BEFORE: LIVELY, Chief Judge; MARTIN, Circuit Judge; and BROWN, Senior Circuit Judge.


The petitioner appeals the order dismissing his pro se petition for a writ of habeas corpus under 28 U.S.C. § 2241. The appeal was referred to this panel pursuant to Rule 9(a), Rules of the Sixth Circuit. Upon examination of the record and briefs, this panel agrees unanimously that oral argument is not needed. Rule 34(a), Federal Rules of Appellate Procedure.

The petitioner, who is serving a federal sentence for conspiracy to possess and possession of marijuana, filed this pro se action asserting that he is a member of the Ethiopian Zion Coptic Church which uses marijuana as a sacrament representing the spiritual body and blood of Jesus Christ. He stated that prison officials have punished him for using marijuana and that the parole board has informed him that use or possession of marijuana after his release would violate the terms of his special parole.

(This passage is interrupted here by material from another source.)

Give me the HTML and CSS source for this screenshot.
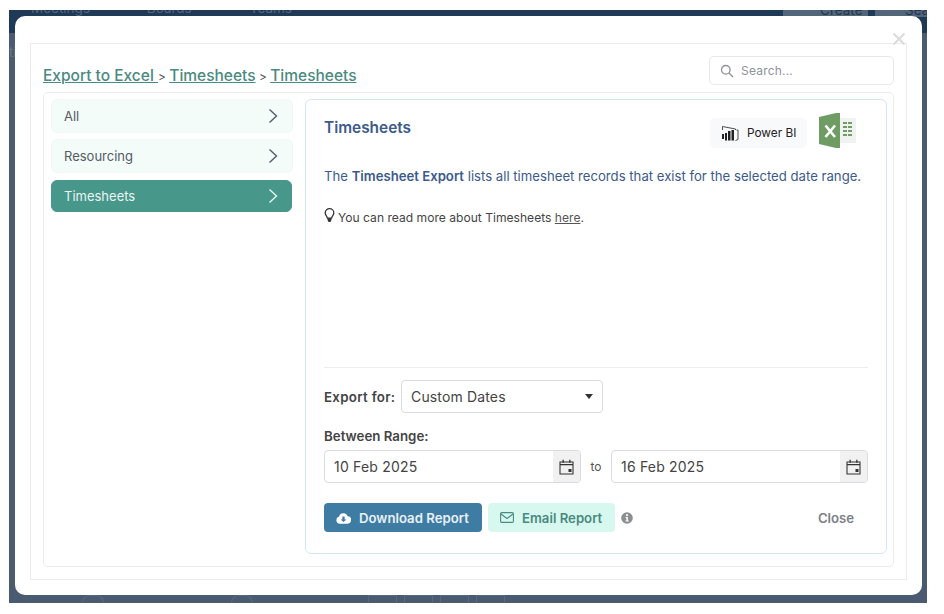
FILE: index.html
```html
<!DOCTYPE html>
<html lang="en">
<head>
    <meta charset="UTF-8">
    <meta name="viewport" content="width=device-width, initial-scale=1.0">
    <title>Export to Excel - Timesheets</title>
    <link rel="stylesheet" href="styles.css">
</head>
<body>

<div class="backdrop">
    <div class="topnav">
        <span class="nav-item nav-meetings">Meetings</span>
        <span class="nav-item nav-boards">Boards</span>
        <span class="nav-item nav-teams">Teams</span>
        <span class="nav-create">Create</span>
        <span class="nav-search">Sea</span>
    </div>
    <div class="page-behind"><span class="behind-text">ti</span></div>
    <div class="bottom-hints">
        <span class="hint-round"></span>
        <span class="hint-round second"></span>
        <span class="hint first"></span><span class="hint"></span><span class="hint"></span><span class="hint"></span>
    </div>

    <div class="modal">
        <svg class="modal-x" viewBox="0 0 14 14" width="14" height="14"><path d="M1.500 1.500l11 11M12.500 1.500l-11 11" fill="none" stroke="#d9dbde" stroke-width="2"/></svg>
        <div class="modal-frame">
            <div class="header-row">
                <div class="breadcrumb">
                    <a href="#">Export to Excel </a><span class="sep"> &gt; </span><a href="#">Timesheets</a><span class="sep"> &gt; </span><a href="#">Timesheets</a>
                </div>
                <div class="search-box">
                    <svg viewBox="0 0 14 14" width="14" height="14"><circle cx="5.800" cy="5.800" r="4.300" fill="none" stroke="#8d939c" stroke-width="1.300"/><path d="M9 9l4 4" stroke="#8d939c" stroke-width="1.400"/></svg>
                    <span>Search...</span>
                </div>
            </div>

            <div class="content-box">
                <div class="side-list">
                    <div class="side-item"><span>All</span><svg class="chev" viewBox="0 0 10 16" width="10" height="16"><path d="M1.500 1.500L8.500 8l-7 6.500" fill="none" stroke="currentColor" stroke-width="1.400"/></svg></div>
                    <div class="side-item"><span>Resourcing</span><svg class="chev" viewBox="0 0 10 16" width="10" height="16"><path d="M1.500 1.500L8.500 8l-7 6.500" fill="none" stroke="currentColor" stroke-width="1.400"/></svg></div>
                    <div class="side-item active"><span>Timesheets</span><svg class="chev" viewBox="0 0 10 16" width="10" height="16"><path d="M1.500 1.500L8.500 8l-7 6.500" fill="none" stroke="currentColor" stroke-width="1.400"/></svg></div>
                </div>

                <div class="report-panel">
                    <div class="report-top">
                        <h2>Timesheets</h2>
                        <div class="report-logos">
                            <div class="powerbi">
                                <svg viewBox="0 0 18 16" width="18" height="16"><path d="M1.500 5V1.500L14.500 4v1M15.500 5h1.500v9.500l-2.500 1" fill="none" stroke="#222" stroke-width="0.800"/><path d="M1 9h2v5H1zM4 8h2v7.500H4zM7 6h2.500v9.500H7zM10.500 5h2.500v10.500h-2.500z" fill="#222"/></svg>
                                <span>Power BI</span>
                            </div>
                            <svg class="excel" viewBox="0 0 37 35" width="37" height="35">
                                <rect x="21" y="5" width="16" height="25" fill="#f0f2f1"/>
                                <path d="M0 4L17 0h4v35h-4L0 31z" fill="#6f9c63"/>
                                <path d="M6.500 12.500L16 24M16 12.500L6.500 24" fill="none" stroke="#fff" stroke-width="2.600"/>
                                <path d="M24 9h4v2h-4zM29 9h4v2h-4zM24 13h4v2h-4zM29 13h4v2h-4zM24 17h4v2h-4zM29 17h4v2h-4zM24 21h4v2h-4zM29 21h4v2h-4z" fill="#6f9c63"/>
                            </svg>
                        </div>
                    </div>
                    <p class="report-desc">The <b>Timesheet Export</b> lists all timesheet records that exist for the selected date range.</p>
                    <p class="report-more">
                        <svg viewBox="0 0 12 16" width="11" height="16"><path d="M6 1a4.700 4.700 0 0 0-4.700 4.700c0 2.300 2 3.300 2.400 5.800h4.600c.4-2.500 2.400-3.500 2.400-5.800A4.700 4.700 0 0 0 6 1z" fill="none" stroke="#333" stroke-width="1.400"/><path d="M3.800 11.500h4.400v2L7 15.500H5l-1.200-2z" fill="#333"/></svg>
                        <span>You can read more about Timesheets <a href="#">here</a>.</span>
                    </p>

                    <div class="report-form">
                        <div class="export-row">
                            <label>Export for:</label>
                            <div class="select-box"><span>Custom Dates</span><i class="caret"></i></div>
                        </div>
                        <div class="range-label">Between Range:</div>
                        <div class="range-row">
                            <div class="date-box"><span>10 Feb 2025</span>
                                <div class="date-btn"><svg viewBox="0 0 15 16" width="15" height="16"><path d="M1 3h13v12H1z" fill="none" stroke="#333" stroke-width="1.100"/><path d="M1 5h13v1.200H1zM3.500 .8h1.300v3H3.500zM10.200 .8h1.300v3h-1.300zM9.500 10h3v3h-3z" fill="#333"/></svg></div>
                            </div>
                            <span class="to">to</span>
                            <div class="date-box"><span>16 Feb 2025</span>
                                <div class="date-btn"><svg viewBox="0 0 15 16" width="15" height="16"><path d="M1 3h13v12H1z" fill="none" stroke="#333" stroke-width="1.100"/><path d="M1 5h13v1.200H1zM3.500 .8h1.300v3H3.500zM10.200 .8h1.300v3h-1.300zM9.500 10h3v3h-3z" fill="#333"/></svg></div>
                            </div>
                        </div>
                        <div class="button-row">
                            <button class="btn-download">
                                <svg viewBox="0 0 16 12" width="15" height="12"><path d="M4 12a3.700 3.700 0 0 1-.8-7.300A4.800 4.800 0 0 1 12.400 4 4 4 0 0 1 12 12z" fill="#fff"/><path d="M6.800 4.500h2.400v3h1.800L8 10.300 5 7.500h1.800z" fill="#3f7ca3"/></svg>
                                Download Report
                            </button>
                            <button class="btn-email">
                                <svg viewBox="0 0 14 11" width="14" height="11"><rect x="0.600" y="0.600" width="12.800" height="9.800" rx="1.200" fill="none" stroke="#4a8a80" stroke-width="1.100"/><path d="M1 2l6 4.500L13 2" fill="none" stroke="#4a8a80" stroke-width="1.100"/></svg>
                                Email Report
                            </button>
                            <svg class="info" viewBox="0 0 12 12" width="12" height="12"><circle cx="6" cy="6" r="5.800" fill="#8b8f92"/><circle cx="6" cy="3.100" r="1.100" fill="#fff"/><path d="M4.600 5h2.300v3.600h.8v1H4.500v-1h.9V6h-.8z" fill="#fff"/></svg>
                            <button class="btn-close">Close</button>
                        </div>
                    </div>
                </div>
            </div>
        </div>
    </div>
</div>

</body>
</html>
```

FILE: styles.css
```css
* {
    box-sizing: border-box;
}
body {
    font-family: Inter, "Liberation Sans", sans-serif;
    background-color: #fff;
    margin: 0;
    height: 614px;
    overflow: hidden;
    color: #444;
}
.backdrop {
    position: relative;
    display: flex;
    flex-direction: column;
    width: 918px;
    height: 593px;
    margin: 10px 0 0 9px;
    background-color: #4a5a70;
    overflow: hidden;
}
.topnav {
    display: flex;
    align-items: flex-start;
    height: 23px;
    padding-left: 22px;
    background-color: #1f3a57;
    color: #51657d;
    font-size: 13.500px;
    line-height: 17px;
    overflow: hidden;
}
.nav-item {
    margin-top: -10px;
}
.nav-meetings {
    width: 116px;
}
.nav-boards {
    width: 103px;
}
.nav-teams {
    width: 534px;
}
.nav-create {
    width: 85px;
    height: 7px;
    padding-left: 37px;
    background-color: #53657a;
    color: #24384f;
    line-height: 0;
}
.nav-search {
    width: 52px;
    height: 7px;
    margin-left: 7px;
    padding-left: 30px;
    background-color: #53657a;
    color: #24384f;
    line-height: 0;
}
.page-behind {
    flex: 1;
    padding-top: 11px;
    font-size: 13px;
    color: #67768a;
}
.behind-text {
    line-height: 16px;
}
.bottom-hints {
    display: flex;
    align-items: flex-end;
    height: 8px;
    padding-left: 73px;
}
.hint-round {
    width: 22px;
    height: 8px;
    border: 1px solid #59687c;
    border-bottom: none;
    border-radius: 11px 11px 0 0;
}
.hint-round.second {
    margin-left: 127px;
}
.hint {
    width: 29px;
    height: 8px;
    margin-left: 7px;
    border: 1px solid #59687c;
    border-bottom: none;
}
.hint.first {
    margin-left: 115px;
}
.modal {
    position: absolute;
    left: 6px;
    top: 6px;
    width: 907px;
    height: 579px;
    padding: 27px 15px 15px;
    background-color: #fff;
    border-radius: 10px;
}
.modal-x {
    position: absolute;
    top: 16px;
    right: 16px;
}
.modal-frame {
    height: 100%;
    border: 1px solid #ececec;
    padding: 12px;
}
.header-row {
    display: flex;
    justify-content: space-between;
    align-items: flex-end;
    height: 36px;
}
.breadcrumb {
    font-size: 15.500px;
    font-weight: 500;
    line-height: 20px;
    margin-bottom: 5px;
    color: #555;
}
.breadcrumb a {
    color: #4a8a80;
    text-decoration: underline;
}
.sep {
    font-size: 12px;
    font-weight: 400;
}
.search-box {
    display: flex;
    align-items: center;
    gap: 7px;
    width: 185px;
    height: 29px;
    margin-bottom: 7px;
    padding-left: 10px;
    border: 1px solid #e8e8ea;
    border-radius: 5px;
    font-size: 12px;
    letter-spacing: 0.2px;
    color: #8d939c;
}
.content-box {
    display: flex;
    gap: 12px;
    height: 475px;
    padding: 6px 6px 12px 7px;
    border: 1px solid #ececec;
    border-radius: 5px;
}
.side-list {
    width: 242px;
    display: flex;
    flex-direction: column;
    gap: 6px;
}
.side-item {
    display: flex;
    justify-content: space-between;
    align-items: center;
    height: 34px;
    padding: 0 14px 0 12px;
    background-color: #f3fcf9;
    border: 1px solid #eff8f5;
    border-radius: 6px;
    font-size: 13px;
    color: #555b66;
}
.side-item.active {
    height: 32px;
    margin: 1px 1px 0 0;
    padding: 0 13px 0 12px;
    background-color: #47978b;
    border-color: #47978b;
    color: #e9f5f2;
}
.report-panel {
    flex: 1;
    display: flex;
    flex-direction: column;
    padding: 18px 18px 21px;
    border: 1px solid #d3e6f3;
    border-radius: 6px;
}
.report-top {
    display: flex;
    justify-content: space-between;
    align-items: flex-start;
    height: 35px;
}
.report-top h2 {
    margin: 0;
    font-size: 15.400px;
    font-weight: 600;
    line-height: 20px;
    color: #3c5a8a;
}
.report-logos {
    display: flex;
    gap: 12px;
    margin-top: -5px;
    margin-right: 12px;
}
.powerbi {
    align-self: flex-end;
    display: flex;
    align-items: center;
    gap: 8px;
    width: 97px;
    height: 30px;
    padding-left: 11px;
    background-color: #f8f9fa;
    border-radius: 5px;
    font-size: 11.800px;
    color: #222;
}
.report-desc {
    margin: 13px 0 0;
    font-size: 13.170px;
    line-height: 20px;
    color: #3c5a8a;
}
.report-desc b {
    font-weight: 600;
}
.report-more {
    display: flex;
    align-items: flex-start;
    gap: 3px;
    margin: 22px 0 0;
    font-size: 12.100px;
    line-height: 20px;
    color: #444;
}
.report-more svg {
    margin-top: -1px;
    flex: none;
}
.report-more a {
    color: #555;
    text-decoration: underline;
}
.report-form {
    margin-top: auto;
    border-top: 1px solid #eeeeee;
}
.export-row {
    display: flex;
    align-items: center;
    gap: 6px;
    margin-top: 12px;
}
.export-row label, .range-label {
    font-size: 13.300px;
    font-weight: 600;
    color: #444;
}
.export-row label {
    width: 71px;
    letter-spacing: 0.300px;
    white-space: nowrap;
}
.select-box {
    display: flex;
    justify-content: space-between;
    align-items: center;
    width: 202px;
    height: 33px;
    padding: 0 9px 0 9px;
    border: 1px solid #d9dbe3;
    border-radius: 4px;
    font-size: 14px;
    letter-spacing: 0.150px;
    color: #444;
}
.caret {
    width: 0;
    height: 0;
    border-left: 4px solid transparent;
    border-right: 4px solid transparent;
    border-top: 5px solid #333;
}
.range-label {
    margin-top: 15px;
    line-height: 16px;
}
.range-row {
    display: flex;
    align-items: center;
    margin-top: 6px;
}
.date-box {
    flex: 1;
    display: flex;
    justify-content: space-between;
    align-items: center;
    height: 33px;
    padding-left: 9px;
    border: 1px solid #d9dbe3;
    border-radius: 4px;
    font-size: 14px;
    letter-spacing: 0.2px;
    color: #444;
    overflow: hidden;
}
.date-btn {
    display: flex;
    justify-content: center;
    align-items: center;
    width: 27px;
    height: 100%;
    background-color: #f1f1f1;
}
.to {
    width: 30px;
    text-align: center;
    font-size: 12px;
    color: #555;
}
.button-row {
    display: flex;
    align-items: center;
    margin-top: 20px;
}
.button-row button {
    height: 29px;
    border: none;
    border-radius: 4px;
    font-family: inherit;
    font-size: 13.200px;
    font-weight: 600;
    cursor: pointer;
}
.btn-download {
    display: flex;
    align-items: center;
    gap: 8px;
    width: 158px;
    padding: 0 0 0 12px;
    background-color: #3f7ca3;
    color: #e8f1f6;
}
.btn-email {
    display: flex;
    align-items: center;
    gap: 8px;
    width: 127px;
    margin-left: 6px;
    padding: 0 0 0 12px;
    background-color: #d7f8ef;
    color: #4a8a80;
}
.info {
    margin-left: 6px;
}
.button-row .btn-close {
    margin-left: auto;
    width: 64px;
    background: none;
    color: #7c8087;
}
```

He claimed these restrictions violate his first amendment right to practice his religion and sought injunctive relief barring such restrictions and requiring prison officials to supply him with marijuana for religious purposes.

The district court found the petitioner stated a claim under the first amendment, but held the government's interests in keeping marijuana out of penal institutions outweighed the petitioner's interests in practicing his religion as he saw fit.

A prisoner does not have an absolute right to practice his religion in accord with his desires. He is, however, entitled to have a court balance his first amendment claims against the government's legitimate interests in operating its prisons. Brown v. Johnson, 743 F.2d 408, 411 (6th Cir. 1984); Jihaad v. O'Brien, 645 F.2d 556, 564 (6th Cir. 1981). Although prison regulations which allegedly infringe first amendment freedoms must be scrutinized carefully to ascertain the extent they are necessary to effect legitimate penalogical policies and goals, Brown v. Johnson, supra, at 412, courts must also defer to the judgment of prison officials in matters of institutional security and order. Bell v. Wolfish, 441 U.S. 520, 547-48 (1979).

We find the district court properly balanced the competing interests in this case and did not err in finding the governmental interests in institutional security and order outweighed the petitioner's interests in using marijuana as part of his religious practices. We note that other courts have reached the same result in the context of criminal law, including two appeals--one being the petitioner's--involving members of the Ethiopian Zion Coptic Church. See United States v. Rush, 738 F.2d 497 (1st Cir. 1984); United States v. Middleton, 690 F.2d 820, 824-26 (11th Cir. 1982); cert. denied, 460 U.S. 1051 (1983). See also Randall v. Wyrick, 441 F. Supp. 312 (W.D. Mo. 1977); United States v. Kuch, 288 F. Supp. 439 (D.D.C. 1968).

We also reject the petitioner's additional argument that he is denied equal protection of law because the government has exempted members of the Native American Church from the federal criminal statutes relating to the possession and use of peyote. See 21 C.F.R. Sec. 1307.31 (1984). See generally Peyote Way Church of God, Inc. v. Smith, 742 F.2d 193 (5th Cir. 1984). This argument was also rejected in the petitioner's direct appeal; United States v. Rush, supra, at 513, and it has less relevance here in that the petitioner has failed to show that prison officials permit members of the Native American church to use peyote in prison religious services.

It is ORDERED that the district court's order of September 20, 1983 dismissing the petitioner's action be and it hereby is affirmed. Rule 9(d) (3), Rules of the Sixth Circuit.